Chi Square Test of Independence

Hypotheses

H₀: There is no association between herbicide exposure and cancer occurrence in dogs Hₐ: There is an association between herbicide exposure and cancer occurrence in dogs

### Bar graph plot: Used AI (Allowed in instructions)
library(ggplot2)

# Create the data for plotting
# From your contingency table:
# cancer/exposed = 191, cancer/not exposed = 300
# no cancer/exposed = 304, no cancer/not exposed = 641

plot_data <- data.frame(
  Cancer_Status = rep(c("Cancer", "No Cancer"), each = 2),
  Exposure = rep(c("Exposed", "Not Exposed"), 2),
  Count = c(191, 300, 304, 641)
)

# Create side-by-side bar graph
ggplot(plot_data, aes(x = Cancer_Status, y = Count, fill = Exposure)) +
  geom_bar(stat = "identity", position = position_dodge(width = 0.8), width = 0.7) +
  labs(
    title = "Cancer Status by Herbicide Exposure in Dogs",
    x = "Cancer Status",
    y = "Number of Dogs",
    fill = "Exposure Status"
  ) +
  scale_fill_manual(values = c("Exposed" = "#E74C3C", "Not Exposed" = "#3498DB")) +
  theme_minimal() +
  theme(
    plot.title = element_text(hjust = 0.5, size = 14, face = "bold"),
    axis.title = element_text(size = 12),
    axis.text = element_text(size = 11),
    legend.position = "top"
  )

observed <- matrix(c(191, 300, 304, 641), nrow = 2, byrow = TRUE)

### Check expected cell count assumptions
expected <- chisq.test(observed, correct = FALSE)$expected
expected

##          [,1]     [,2]
## [1,] 169.2514 321.7486
## [2,] 325.7486 619.2514

### Test of independence
chisq.test(observed, correct = FALSE)

## 
##  Pearson's Chi-squared test
## 
## data:  observed
## X-squared = 6.4806, df = 1, p-value = 0.01091

Interpretation:

To start, looking at Our results from the test, X²= 6.481, the degrees of freedom = 1, and the p-value = 0.0109. Since the p-value is less than 0.05, we reject the null, meaning there is a significant association between the exposure of 2,4-D and cancer in dogs.

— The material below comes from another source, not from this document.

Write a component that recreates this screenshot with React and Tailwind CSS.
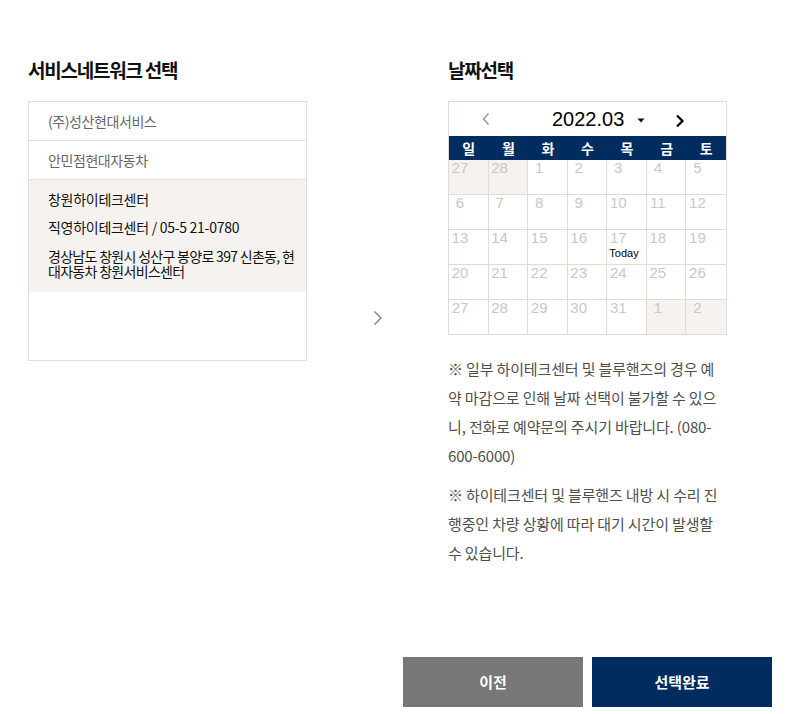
import React from "react";

const KR = { fontFamily: '"Noto Sans CJK KR", "Noto Sans", sans-serif' };
const NUM = { fontFamily: '"Liberation Sans", Arial, sans-serif' };

const rows = [
  [
    { d: 27, o: true },
    { d: 28, o: true },
    { d: 1 },
    { d: 2 },
    { d: 3 },
    { d: 4 },
    { d: 5 },
  ],
  [{ d: 6 }, { d: 7 }, { d: 8 }, { d: 9 }, { d: 10 }, { d: 11 }, { d: 12 }],
  [{ d: 13 }, { d: 14 }, { d: 15 }, { d: 16 }, { d: 17, t: true }, { d: 18 }, { d: 19 }],
  [{ d: 20 }, { d: 21 }, { d: 22 }, { d: 23 }, { d: 24 }, { d: 25 }, { d: 26 }],
  [
    { d: 27 },
    { d: 28 },
    { d: 29 },
    { d: 30 },
    { d: 31 },
    { d: 1, o: true },
    { d: 2, o: true },
  ],
];

const days = ["일", "월", "화", "수", "목", "금", "토"];

function Calendar() {
  return (
    <div className="w-[279px] border border-[#e3dbd3] bg-white">
      <div className="h-[34px] flex items-center pl-[32px]">
        <svg width="10" height="14" viewBox="0 0 10 14" className="block">
          <path d="M7.5 1.5 L2.5 7 L7.5 12.5" fill="none" stroke="#9a9a9a" strokeWidth="1.6" />
        </svg>
        <span className="ml-[61px] text-[20px] leading-[24px] text-black" style={NUM}>
          2022.03
        </span>
        <svg width="8" height="5" viewBox="0 0 8 5" className="ml-[13px] mt-[2px] block">
          <path d="M0.5 0.5 L7.5 0.5 L4 4.5 Z" fill="#111" />
        </svg>
        <svg width="10" height="14" viewBox="0 0 10 14" className="ml-[30px] mt-[4px] block">
          <path d="M2 1.5 L7.5 7 L2 12.5" fill="none" stroke="#000" strokeWidth="2.2" />
        </svg>
      </div>
      <div className="h-[24px] grid grid-cols-7 bg-[#002c5f]">
        {days.map((d) => (
          <div
            key={d}
            className="flex items-center justify-center text-[14px] font-bold text-white leading-none"
            style={KR}
          >
            {d}
          </div>
        ))}
      </div>
      {rows.map((r, ri) => (
        <div key={ri} className="grid grid-cols-7">
          {r.map((c, ci) => (
            <div
              key={ci}
              className={
                (ri === 4 ? "h-[34px] " : "h-[35px] border-b ") +
                (ci === 6 ? "" : "border-r ") +
                "flex flex-col items-start text-[14px] leading-[15px] border-[#e3dbd3] " +
                (c.o ? "bg-[#f5f2f0]" : "bg-white")
              }
            >
              <span
                className="block w-[22px] text-center text-[15px] leading-[15px] text-[#c8c8c8]"
                style={NUM}
              >
                {c.d}
              </span>
              {c.t && (
                <div className="pl-[2px] mt-[2px] text-[11px] leading-[13px] text-black" style={NUM}>
                  Today
                </div>
              )}
            </div>
          ))}
        </div>
      ))}
    </div>
  );
}

export default function App() {
  return (
    <div className="w-[794px] h-[714px] bg-white flex flex-col" style={KR}>
      <div className="h-[657px] flex pl-[28px] pt-[58px]">
        <div className="w-[279px]">
          <h2 className="text-[19px] font-bold leading-[24px] text-[#111] tracking-[-0.065em] mb-[19px]">
            서비스네트워크 선택
          </h2>
          <div className="h-[260px] border border-[#e6ded6] bg-white">
            <div className="h-[39px] border-b border-[#e6ded6] flex items-center pl-[19px] text-[14px] text-[#666] tracking-[-0.03em]">
              (주)성산현대서비스
            </div>
            <div className="h-[39px] border-b border-[#e6ded6] flex items-center pl-[19px] text-[14px] text-[#666] tracking-[-0.03em]">
              안민점현대자동차
            </div>
            <div className="bg-[#f5f2f0] pt-[9px] pb-[13px] pl-[19px] pr-[4px] text-[14px] text-[#111] tracking-[-0.02em] whitespace-nowrap">
              <p className="leading-[20px]">창원하이테크센터</p>
              <p className="leading-[20px] mt-[8px]">직영하이테크센터 / 05-5 21-0780</p>
              <p className="leading-[15px] mt-[12px] tracking-[-0.05em]">
                경상남도 창원시 성산구 봉양로 397 신촌동, 현
                <br />
                대자동차 창원서비스센터
              </p>
            </div>
          </div>
        </div>
        <div className="w-[141px] flex flex-col items-center">
          <svg width="10" height="16" viewBox="0 0 10 16" className="mt-[252px] block">
            <path d="M1.5 1.5 L8 8 L1.5 14.5" fill="none" stroke="#8a8a8a" strokeWidth="1.5" />
          </svg>
        </div>
        <div className="w-[279px]">
          <h2 className="text-[19px] font-bold leading-[24px] text-[#111] tracking-[-0.065em] mb-[19px]">
            날짜선택
          </h2>
          <Calendar />
          <div className="mt-[19px] text-[15px] leading-[29px] text-[#4f4f4f] tracking-[-0.01em] whitespace-nowrap">
            <p>
              ※ 일부 하이테크센터 및 블루핸즈의 경우 예
              <br />
              약 마감으로 인해 날짜 선택이 불가할 수 있으
              <br />
              니, 전화로 예약문의 주시기 바랍니다. (080-
              <br />
              600-6000)
            </p>
            <p className="mt-[10px]">
              ※ 하이테크센터 및 블루핸즈 내방 시 수리 진
              <br />
              행중인 차량 상황에 따라 대기 시간이 발생할
              <br />
              수 있습니다.
            </p>
          </div>
        </div>
      </div>
      <div className="flex justify-end gap-[9px] pr-[22px]">
        <button className="w-[180px] h-[50px] bg-[#777777] text-white text-[15px] font-bold">
          이전
        </button>
        <button className="w-[180px] h-[50px] bg-[#002c5f] text-white text-[15px] font-bold">
          선택완료
        </button>
      </div>
    </div>
  );
}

Since our X² was at 6.481 and our DF was only at 1, we can also assume there is a strong association between the two factors. For the cell count assumptions, all of the counts were greater than 5, so this means our results are all reliable and valid. The plot shows us that comparing the two groups of exposed versus not exposed and still have cancer, there is a small difference; around 200 number of dogs. It shows that there are more un-exposed dogs who have cancer than exposed dogs who have cancer. But, when we look at the no cancer section, we see it is a way higher amount of dogs that don’t have cancer compared to dogs who were exposed and don’t have cancer. The difference is about 320, possibly. We can assume from this graph that in the cancer group, exposure is more common, and in the no cancer group, non-exposure is more common.

Conclusion and Future Directions

In all, we found out that there is a statistical significant association between the herbicide exposure and cancer occurrence in dogs, with our X² being 6.48 and our p-value, 0.0109.There is a 6.7% difference in cancer rate when you compare exposed to non exposed dogs I did 191 (exposed + cancer)divided by 491 (total dogs with cancer)which got me 38.9%, then did 304 (exposed + no cancer) divided by 945 (total dogs with no cancer) and got 32.2%. 38.9% - 32.22% = 6.7 % difference. So, that 6.7% is representing that herbicide exposure is more common in dogs with cancer, than without. This means we can assume that herbicide exposure (specifically 2,4-D in this case) has a link to higher cancer risk in dogs. For future research, I think it would be interesting to dig deeper into factors like breed, age, diet, and health problems that the dog already has.This would give us more insight on what owners should look out for when caring for their dogs.